Les commerçants voisins vont jusqu’à baisser le rideau pendant le temps du festival. Mais en 1985, il manque 2 millions de francs pour boucler le budget. Seule la Ville de Bourges est partenaire au départ, puis l’Etat, grâce à Jack Lang en 1982.
"Georges Frêche, alors maire de Montpellier, apprend les difficultés du festival et appelle Daniel Colling" raconte Tina Poulizac. "Il lui dit : écoute, si tu veux, je double la mise financière et viens faire ton festival à Montpellier !"
C’est alors que le Département du Cher et la Région Centre acceptent de mettre la main au portefeuille. Le Printemps reste à Bourges, et devient en même temps la référence des nouveaux talents. Le réseau des Découvertes offrira une première scène à La Mano Negra, Zebda, Les Têtes Raides, Jeanne Cherhal ou encore Christine and the Queens.
Bourges, passage incontournable
Pour les artistes, le Printemps est un passage obligé. Il est aussi le théâtre de concerts exceptionnels comme celui de Johnny Hallyday et Eddy Mitchell en 1985, The Cure en 1987 ou encore Johnny Clegg en 1988.

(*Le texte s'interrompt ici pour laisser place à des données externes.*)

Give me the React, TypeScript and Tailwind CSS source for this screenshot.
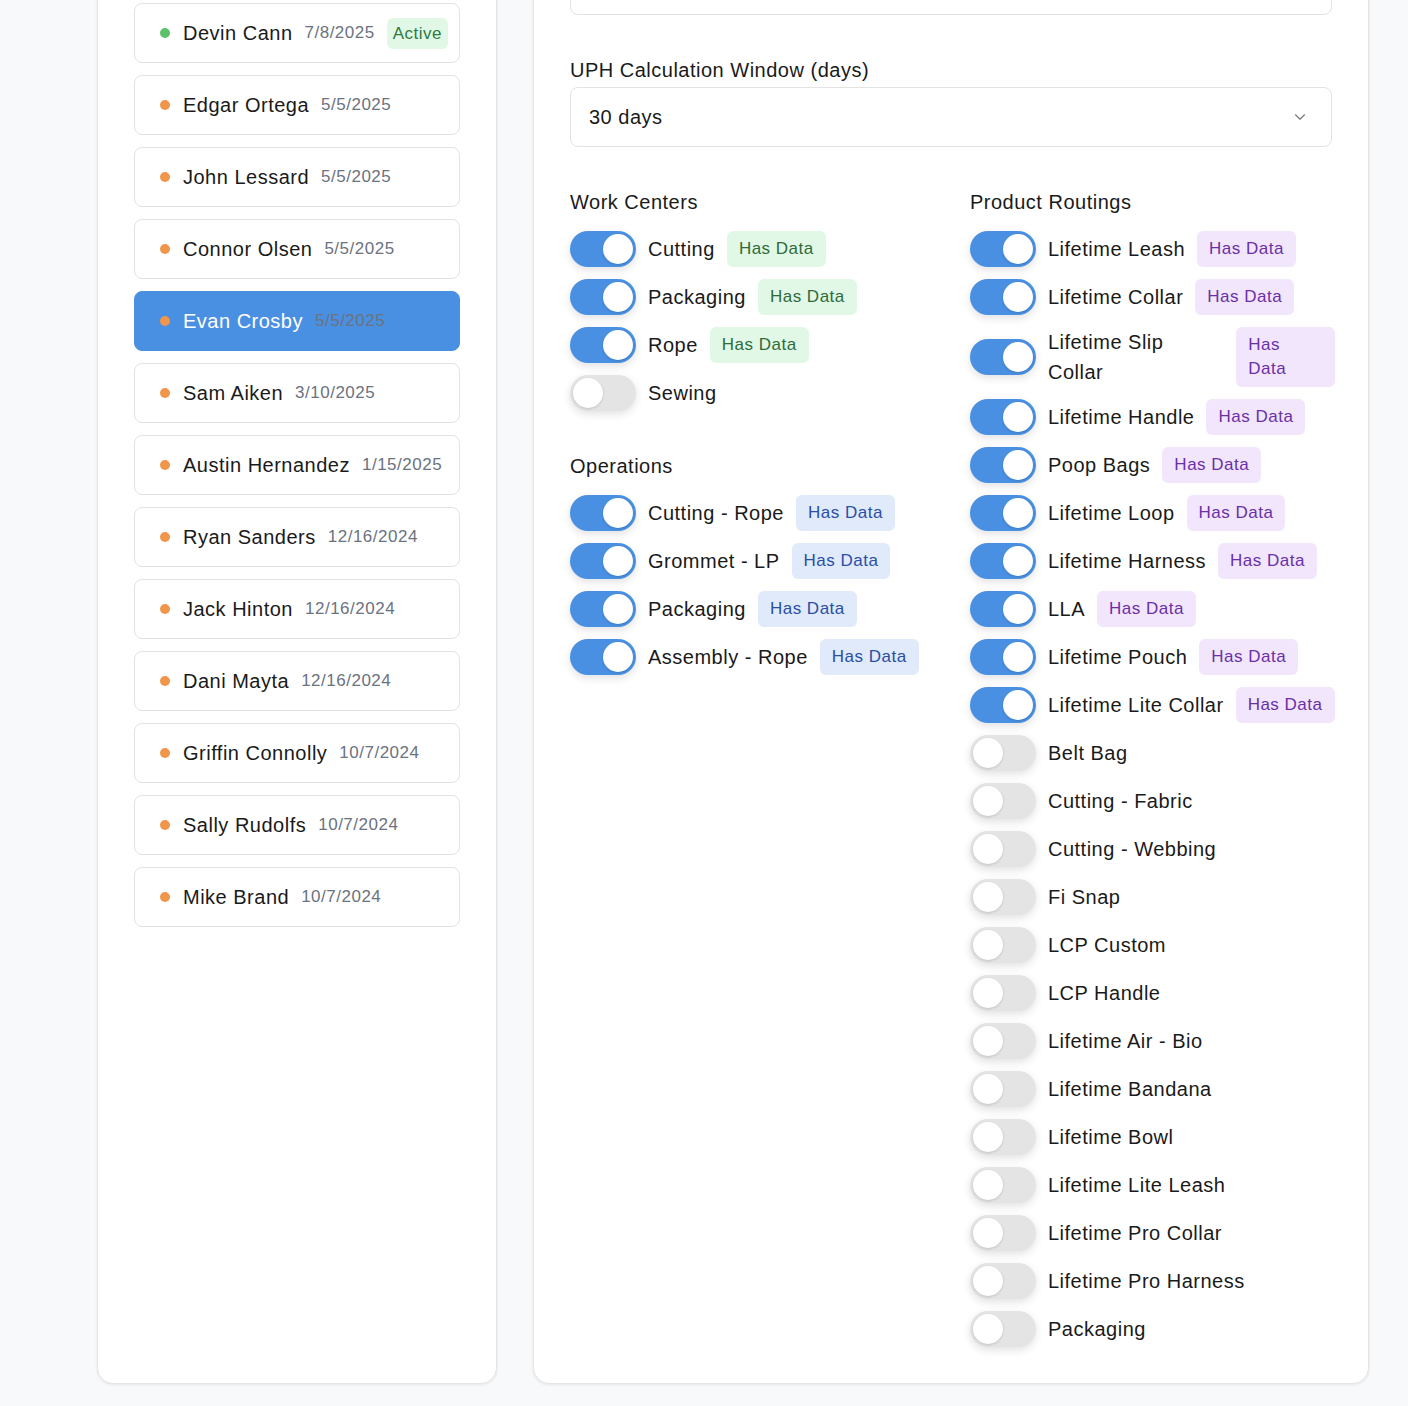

Mais c’est aussi le rendez-vous des politiques. Jack Lang en 1982 sera le premier à s’y rendre, aujourd’hui aucun Ministre de la Culture ne manquerait l’événement. Même François Mitterrand y fait une visite "surprise" en 1987. "On a appris il y’a peu de temps, pourquoi il était venu !" se souvient Tina Poulizac. "En fait il était venu voir sa fille, Mazarine, qui était festivalière ! Mais évidemment, à ce moment-là, c’était un secret."
La nouvelle équipe garde le cap
En 2013, Morgane Prod et sa filiale C2G, dirigée par Gérard Pont, déjà propriétaire des Francofolies de La Rochelle, reprennent les rennes du Printemps. Avec Boris Vedel à la tête de l’équipe, le festival conserve son ADN : des artistes dans tous les styles musicaux investissent pendant 5 jours 10 salles de la cité berruyère, qui accueille 200 000 festivaliers tous les ans.